The Real Risk of Venture Debt
A couple of years ago I was with a med-tech CEO who referred to venture debt as being like a super charger for your car. Strap it on and you get immediate low-end power to accelerate your efforts. Along with the super charger, he explained, a spike gets placed in the middle of your steering wheel. Slow down too quickly and you get impaled.
At the time, this seemed like dramatic hyperbole. A recent experience suggests that if anything, it is indeed dramatically accurate.
I was an investor in a med-tech company that had done a remarkable job of syndicating angel groups in order to raise many millions of dollars to bring their product to the market. They were able to do this because the technology was clever, addressed large markets and the management team, while young, seemed talented and driven. In addition to the millions in angel funding, the company had taken in almost $4M in non-dilutive grants.
The company was in an enviable position. Regulatory approval had been received and the science provided a pipeline of future indications. All they had to do was get out there and sell. What’s not to like?
To drive the sales and marketing effort, the company took on approximately $3M in venture debt in the face of protests from several investors. The company was convinced, that this was a great way to get the company to cash flow breakeven without any additional dilution – no matter how limited.
As in most venture debt structures, there was a fairly long interest only period that seemingly would provide the company the necessary cash-flow runway to get the products launched. All they had to do was hit their sales projections. Even if they only achieved their “worst-case” scenario, they would be able to service the debt and eventually get to break even.
Those of us that have been through product launches in this space, however, know how smoothly they typically go, particularly in a capital constrained model. “Worst case” is rarely truly worst case. And this situation ran true to form. Sorting the go-to-market model out took almost 18 months, but they did figure it out. A re-launch of the product with the proven model brought steady revenue progress and a growing number of satisfied patients and clinical champions.
The challenge, however, was that by this time they had run through the interest only period on the loan and principle payments were coming due which would quickly make the company run out of cash. More funding would be needed to get to break-even.
The logical step was to pull a bridge round together from the existing investor base to provide this runway. Unfortunately, the fact that the company missed their initial sales targets made the angel investors wary to provide additional funding even though things seemed to be headed in the right direction. Perhaps more importantly, the debt overhang meant that the bridge funds would be going to service debt as much as grow the company. Unsurprisingly, this is not what your typical angels want to do with their investment.
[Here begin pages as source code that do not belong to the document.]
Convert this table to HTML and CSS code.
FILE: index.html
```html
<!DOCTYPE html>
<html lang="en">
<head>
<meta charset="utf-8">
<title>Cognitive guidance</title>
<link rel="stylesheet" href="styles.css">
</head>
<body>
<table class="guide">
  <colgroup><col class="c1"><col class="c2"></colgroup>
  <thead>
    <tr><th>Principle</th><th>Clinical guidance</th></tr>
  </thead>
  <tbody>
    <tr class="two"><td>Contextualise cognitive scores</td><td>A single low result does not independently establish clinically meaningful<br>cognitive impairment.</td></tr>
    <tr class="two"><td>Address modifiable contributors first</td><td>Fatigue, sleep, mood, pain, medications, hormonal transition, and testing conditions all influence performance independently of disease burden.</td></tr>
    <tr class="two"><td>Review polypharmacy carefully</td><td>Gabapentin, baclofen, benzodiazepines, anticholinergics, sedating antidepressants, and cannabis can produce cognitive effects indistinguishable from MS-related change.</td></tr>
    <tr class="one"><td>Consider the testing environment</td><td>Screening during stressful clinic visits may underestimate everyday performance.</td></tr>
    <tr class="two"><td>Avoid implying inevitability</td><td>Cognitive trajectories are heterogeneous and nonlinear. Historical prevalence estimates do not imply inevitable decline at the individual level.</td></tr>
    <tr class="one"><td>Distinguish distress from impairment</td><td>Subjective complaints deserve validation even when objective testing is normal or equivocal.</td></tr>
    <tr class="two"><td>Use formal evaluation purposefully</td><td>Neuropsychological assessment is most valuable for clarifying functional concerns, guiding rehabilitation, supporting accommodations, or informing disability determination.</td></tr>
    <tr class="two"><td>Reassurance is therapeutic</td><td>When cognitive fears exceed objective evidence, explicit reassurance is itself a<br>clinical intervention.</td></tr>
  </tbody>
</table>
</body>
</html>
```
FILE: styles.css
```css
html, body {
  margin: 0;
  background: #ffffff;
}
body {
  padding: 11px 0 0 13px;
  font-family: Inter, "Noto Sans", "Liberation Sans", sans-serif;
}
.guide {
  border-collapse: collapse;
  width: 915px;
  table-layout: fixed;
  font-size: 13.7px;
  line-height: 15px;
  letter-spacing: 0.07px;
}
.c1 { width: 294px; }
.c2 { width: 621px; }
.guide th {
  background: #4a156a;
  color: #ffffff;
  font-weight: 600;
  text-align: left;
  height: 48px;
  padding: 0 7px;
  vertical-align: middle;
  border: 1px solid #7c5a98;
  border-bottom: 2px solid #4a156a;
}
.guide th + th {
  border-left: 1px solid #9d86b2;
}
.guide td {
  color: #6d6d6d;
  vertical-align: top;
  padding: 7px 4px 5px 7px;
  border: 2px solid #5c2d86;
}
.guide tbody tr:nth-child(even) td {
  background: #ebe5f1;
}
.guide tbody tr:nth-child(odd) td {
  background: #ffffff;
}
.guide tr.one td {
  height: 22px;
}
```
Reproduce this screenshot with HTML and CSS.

In the end, after weeks of negotiations between all parties, because of these dynamics the bridge round failed to materialize.
The company quickly found itself unable to raise funds of any sort and in violation of their loan covenants. Consequently, the venture debt group put the company into default. Within weeks the assets of the company were liquidated at pennies on the dollar under a UCC article 9 sale. This meant a total loss to the company’s founders, employees, investors, and patients that benefited from the technology.
Should the company have anticipated their cash runway better and started a raise sooner? Perhaps, but they really needed to demonstrate the sales model was working before they had any chance of making a raise a success, so it likely would not have helped. Could they have negotiated better with the shareholders and debt group? There was plenty of effort put into achieving this by all parties to no avail.
In the end, the biggest issue was the fact that venture debt was the wrong tool to use given company’s unproven sales model and more importantly, angel investor base.
If debt had been utilized to accelerate the growth after the sales model had been proven and a reliable revenue ramp demonstrated, it might have made sense. I would argue that even in this case, having a shallow but wide base of investors would make venture debt too risky as there is not the necessary committed investor with deep pockets in place to cover, in the event of a miss on the company’s part.
Having subsequently spoken to a number of CEO’s who have had relatively good experiences with venture debt, my specific take-away from this costly experience is two-fold:
- Venture debt can be a useful tool if looked at as a vehicle to leverage institutional funding assuming the investors have pockets deep enough and the interest and commitment to bridge or cover in the event of a financial miss. Without this, you risk getting impaled.
- Getting hung up on dilution and valuation, particularly to the point of utilizing risky strategies to achieve milestones, is simply not worth it. Work hard to get money in early, with reasonable valuations. Take more than you think you need even at the risk of over capitalizing and even at the risk of more dilution that what in hindsight might have been necessary. This is much better than having stake driven through your heart.